Quittant furtivement Malines, il s’était sauvé, en mars 1532, dans les États et sous la protection souveraine de l’Électeur de Cologne. La cause de ce brusque départ n’était point sa disgrâce à la cour des Pays-Bas, mais la vulgaire nécessité de se mettre à l’abri des poursuites de ses créanciers[3]. Au courant de l’été de cette même année, il reparaît un instant en Brabant, puis il vient à Francfort en septembre, et ensuite à Bonn, où il finit par s’établir définitivement[4] et y passe la majeure partie des trois dernières années de sa vie. De cette résidence, il pousse activement une réimpression de ses ouvrages, dont le succès devenait retentissant ; il fonde une grande espérance sur ces nouvelles éditions, mais il espère sans le grand inquisiteur Conrad d’Ulm, qui vient de lui susciter de gros ennuis, en interdisant la seconde édition de ses œuvres. Protestant énergiquement contre ce véto, Agrippa objecte qu’il est nanti d’une autorisation écrite et scellée du sceau impérial : il en réfère au sénat de Cologne dans un plaidoyer habile et fougueux qui n’est guère qu’une répétition de ceux dont on a déjà parlé. Entre temps, il adresse à Marie, reine de Hongrie, un long factum[5], sorte de panégyrique de sa propre vie, fait par lui-même, où il étale avec une superbe audace, mais non sans une certaine éloquence parfois élevée, son profond dévouement à l’empire « qu’il a préféré servir malgré les avantages

  1. Voir Archives de Lille, Comptes des finances de 1532, folio 216, que nous avons déjà indiqué précédemment, p. 35, note 2.

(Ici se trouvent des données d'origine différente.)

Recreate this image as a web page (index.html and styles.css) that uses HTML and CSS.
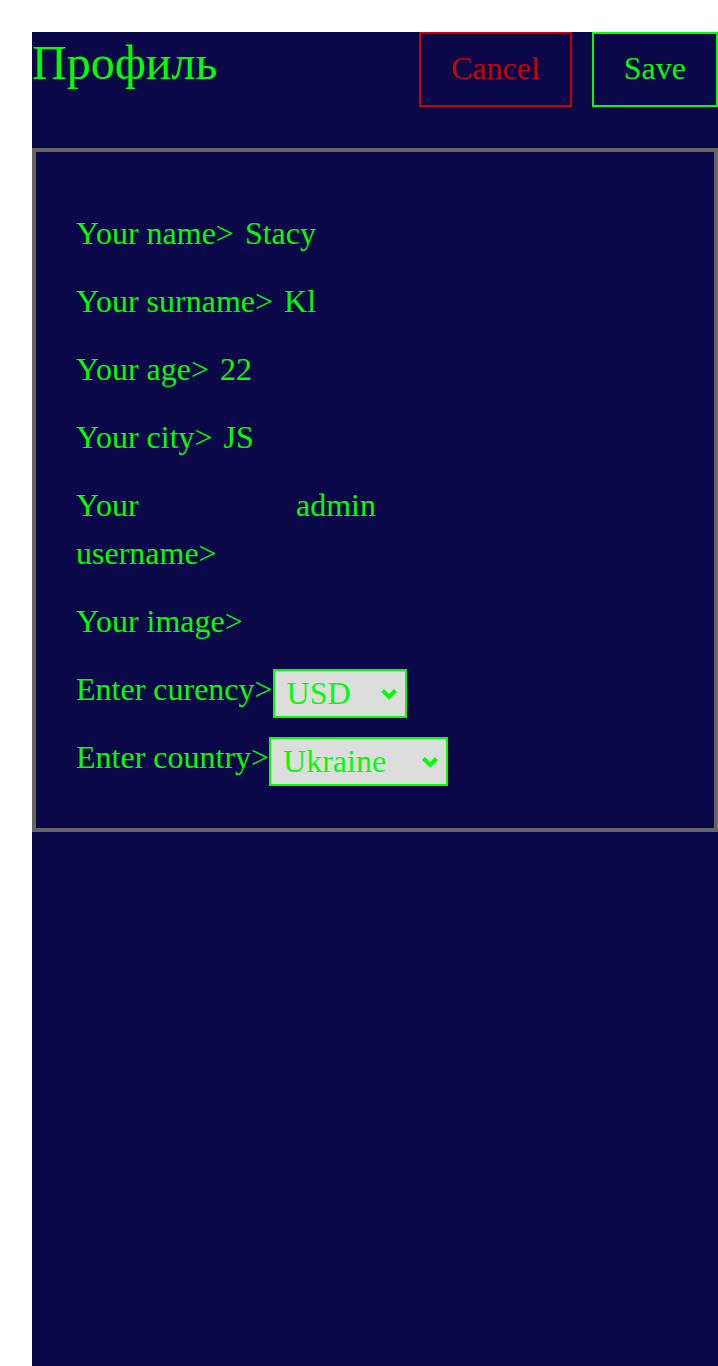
FILE: index.html
```html
<!DOCTYPE html>
<html lang="ru">
<head>
<meta charset="utf-8">
<title>Профиль</title>
<link rel="stylesheet" href="styles.css">
</head>
<body>
<div class="page">
  <header class="header">
    <h1 class="title">Профиль</h1>
    <div class="actions">
      <button class="btn btn-cancel" type="button">Cancel</button>
      <button class="btn btn-save" type="button">Save</button>
    </div>
  </header>
  <section class="panel">
    <div class="row"><span class="label">Your name&gt;</span><span class="value">Stacy</span></div>
    <div class="row"><span class="label">Your surname&gt;</span><span class="value">Kl</span></div>
    <div class="row"><span class="label">Your age&gt;</span><span class="value">22</span></div>
    <div class="row"><span class="label">Your city&gt;</span><span class="value">JS</span></div>
    <div class="row"><span class="label">Your username&gt;</span><span class="value">admin</span></div>
    <div class="row"><span class="label">Your image&gt;</span></div>
    <div class="row row-select">
      <span class="label">Enter curency&gt;</span>
      <span class="select-wrap">
        <select class="select select-currency">
          <option>USD</option>
          <option>EUR</option>
          <option>UAH</option>
        </select>
        <svg class="chevron" width="18" height="12" viewBox="0 0 18 12" aria-hidden="true"><path d="M2.5 2.5 L9 9 L15.5 2.5" fill="none" stroke="#00ff00" stroke-width="4"/></svg>
      </span>
    </div>
    <div class="row row-select">
      <span class="label">Enter country&gt;</span>
      <span class="select-wrap">
        <select class="select select-country">
          <option>Ukraine</option>
          <option>Poland</option>
          <option>USA</option>
        </select>
        <svg class="chevron" width="18" height="12" viewBox="0 0 18 12" aria-hidden="true"><path d="M2.5 2.5 L9 9 L15.5 2.5" fill="none" stroke="#00ff00" stroke-width="4"/></svg>
      </span>
    </div>
  </section>
</div>
</body>
</html>
```

FILE: styles.css
```css
html, body {
  margin: 0;
  background: #ffffff;
}

body {
  padding: 32px 0 0 32px;
  font-family: "Liberation Serif", "Times New Roman", serif;
  overflow: hidden;
}

.page {
  background: #0a0848;
  color: #00ff00;
  min-height: calc(100vh - 32px);
}

.header {
  display: flex;
  justify-content: space-between;
  align-items: flex-start;
  margin-bottom: 41px;
}

.title {
  margin: 0;
  padding-top: 3px;
  font-size: 48px;
  font-weight: normal;
  line-height: normal;
  color: #00ff00;
}

.actions {
  display: flex;
  gap: 20px;
}

.btn {
  font-family: "Liberation Serif", "Times New Roman", serif;
  font-size: 32px;
  line-height: 37px;
  padding: 16px 30px 18px;
  background: transparent;
  border: 2px solid;
  border-radius: 0;
  cursor: pointer;
}

.btn-cancel {
  color: #cc0000;
  border-color: #cc0000;
}

.btn-save {
  color: #00ff00;
  border-color: #00ff00;
}

.panel {
  border: 4px solid #666666;
  padding: 57px 40px 42px;
  display: flex;
  flex-direction: column;
  gap: 20px;
  font-size: 32px;
  line-height: 48px;
}

.row {
  display: flex;
  align-items: baseline;
}

.row-select {
  align-items: flex-start;
}

.row-select + .row-select {
  margin-top: -5px;
}

.label {
  flex: 0 1 auto;
}

.value {
  flex: 0 0 378px;
  margin-left: 11px;
}

.select-wrap {
  position: relative;
  display: inline-flex;
  margin-top: 4px;
}

.select {
  appearance: none;
  -webkit-appearance: none;
  font-family: "Liberation Serif", "Times New Roman", serif;
  font-size: 32px;
  line-height: 37px;
  color: #00ff00;
  background-color: #dddddd;
  border: 2px solid #00ff00;
  border-radius: 0;
  box-sizing: border-box;
  height: 49px;
  padding: 4px 0 4px 12px;
  margin: 0;
}

.select-currency {
  width: 134px;
}

.select-country {
  width: 179px;
}

.chevron {
  position: absolute;
  right: 9px;
  top: 19px;
  pointer-events: none;
}
```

  2. Wier, De magis, chap. 5, p. 111.
  3. Epist., VII, 21.
  4. Dans une grande maison, et c’est la dernière qu’on lui connaisse (Epist., VII, 14. 15, 16, 18). De là il correspond encore avec Dom Luca Bonfius, secrétaire du cardinal Campegi, et avec Dom Bernard de Paltrineriis, son majordome (Epist., VI, 30 ; VII, 2, 3, 7, 8, 14, 15, 22).
  5. Ce mémoire avait pour objet d’obtenir le payement ultérieur de sa pension de 200 livres comme fonctionnaire impérial et la remise à ses créanciers des arrérages qui lui étaient dus, mais il en profite pour rappeler à grands traits son curriculum vitæ présenté sous un jour favorable à sa personne. Il y avait joint les lettres de l’ambassadeur Chapuys et remis à Khreutter le tout afin qu’il le lise à la Reine. La lettre à Khreutter et la requête à la gouvernante des Pays-Bas ne portent point de date, mais ces deux pièces sont antérieures à Noël 1532.